# Requirement
Output the material exactly, but drop every image it holds.

------------------------

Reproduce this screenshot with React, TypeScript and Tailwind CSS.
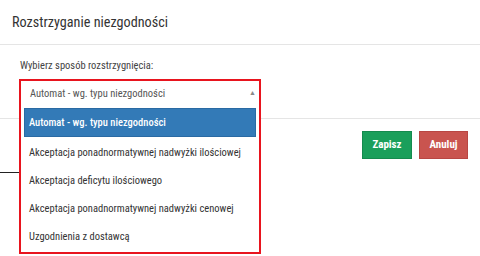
const options = [
    'Automat - wg. typu niezgodności',
    'Akceptacja ponadnormatywnej nadwyżki ilościowej',
    'Akceptacja deficytu ilościowego',
    'Akceptacja ponadnormatywnej nadwyżki cenowej',
    'Uzgodnienia z dostawcą',
]

const FONT = "font-['Roboto_Condensed','Liberation_Sans_Narrow',Roboto,sans-serif]"

export default function App() {
    return (
        <div className={`relative h-[256px] w-[480px] overflow-hidden bg-white ${FONT}`}>
            <div className="flex h-[45px] items-center border-b border-[#e5e5e5] px-3 pt-px text-[14.2px] text-[#333]">
                Rozstrzyganie niezgodności
            </div>
            <div className="h-[73px] px-5 pt-[13px]">
                <div className="text-[10.5px] leading-[16px] text-[#444]">Wybierz sposób rozstrzygnięcia:</div>
                <div className="relative mt-[5px] h-[30px]">
                    <div className="absolute top-0 -left-px z-10 flex w-[242px] flex-col border-2 border-[#e8141e] bg-white">
                        <div className="flex h-[27px] items-center justify-between pr-[3px] pb-[2px] pl-[9px] text-[10.5px] whitespace-nowrap text-[#555]">
                            <span>{options[0]}</span>
                            <span className="text-[7px] text-[#888]">▲</span>
                        </div>
                        <div className="flex flex-col px-[3px] pb-px">
                            {options.map((opt, i) => (
                                <div
                                    key={opt}
                                    className={
                                        i === 0
                                            ? 'mb-[2px] flex h-[29px] items-center border border-[#2a6aa3] bg-[#337ab7] px-[4px] text-[10.5px] font-medium whitespace-nowrap text-white'
                                            : 'flex h-[28px] items-center px-[5px] text-[10.5px] whitespace-nowrap text-[#333]'
                                    }
                                >
                                    {opt}
                                </div>
                            ))}
                        </div>
                    </div>
                </div>
            </div>
            <div className="border-t border-[#e5e5e5]">
                <div className="flex justify-end gap-[7px] pt-[12px] pr-[12px]">
                    <button className="h-[28px] w-[50px] border border-[#158a4e] bg-[#1a9f5b] text-[11px] font-bold text-white">
                        Zapisz
                    </button>
                    <button className="h-[28px] w-[49px] border border-[#b84643] bg-[#c9544f] text-[11px] font-bold text-white">
                        Anuluj
                    </button>
                </div>
                <div className="mt-[13px] h-px w-[19px] bg-[#222]" />
            </div>
        </div>
    )
}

------------------------

# Result of the exercise
Reproduce this screenshot with React, TypeScript and Tailwind CSS.
const options = [
    'Automat - wg. typu niezgodności',
    'Akceptacja ponadnormatywnej nadwyżki ilościowej',
    'Akceptacja deficytu ilościowego',
    'Akceptacja ponadnormatywnej nadwyżki cenowej',
    'Uzgodnienia z dostawcą',
]

const FONT = "font-['Roboto_Condensed','Liberation_Sans_Narrow',Roboto,sans-serif]"

export default function App() {
    return (
        <div className={`relative h-[256px] w-[480px] overflow-hidden bg-white ${FONT}`}>
            <div className="flex h-[45px] items-center border-b border-[#e5e5e5] px-3 pt-px text-[14.2px] text-[#333]">
                Rozstrzyganie niezgodności
            </div>
            <div className="h-[73px] px-5 pt-[13px]">
                <div className="text-[10.5px] leading-[16px] text-[#444]">Wybierz sposób rozstrzygnięcia:</div>
                <div className="relative mt-[5px] h-[30px]">
                    <div className="absolute top-0 -left-px z-10 flex w-[242px] flex-col border-2 border-[#e8141e] bg-white">
                        <div className="flex h-[27px] items-center justify-between pr-[3px] pb-[2px] pl-[9px] text-[10.5px] whitespace-nowrap text-[#555]">
                            <span>{options[0]}</span>
                            <span className="text-[7px] text-[#888]">▲</span>
                        </div>
                        <div className="flex flex-col px-[3px] pb-px">
                            {options.map((opt, i) => (
                                <div
                                    key={opt}
                                    className={
                                        i === 0
                                            ? 'mb-[2px] flex h-[29px] items-center border border-[#2a6aa3] bg-[#337ab7] px-[4px] text-[10.5px] font-medium whitespace-nowrap text-white'
                                            : 'flex h-[28px] items-center px-[5px] text-[10.5px] whitespace-nowrap text-[#333]'
                                    }
                                >
                                    {opt}
                                </div>
                            ))}
                        </div>
                    </div>
                </div>
            </div>
            <div className="border-t border-[#e5e5e5]">
                <div className="flex justify-end gap-[7px] pt-[12px] pr-[12px]">
                    <button className="h-[28px] w-[50px] border border-[#158a4e] bg-[#1a9f5b] text-[11px] font-bold text-white">
                        Zapisz
                    </button>
                    <button className="h-[28px] w-[49px] border border-[#b84643] bg-[#c9544f] text-[11px] font-bold text-white">
                        Anuluj
                    </button>
                </div>
                <div className="mt-[13px] h-px w-[19px] bg-[#222]" />
            </div>
        </div>
    )
}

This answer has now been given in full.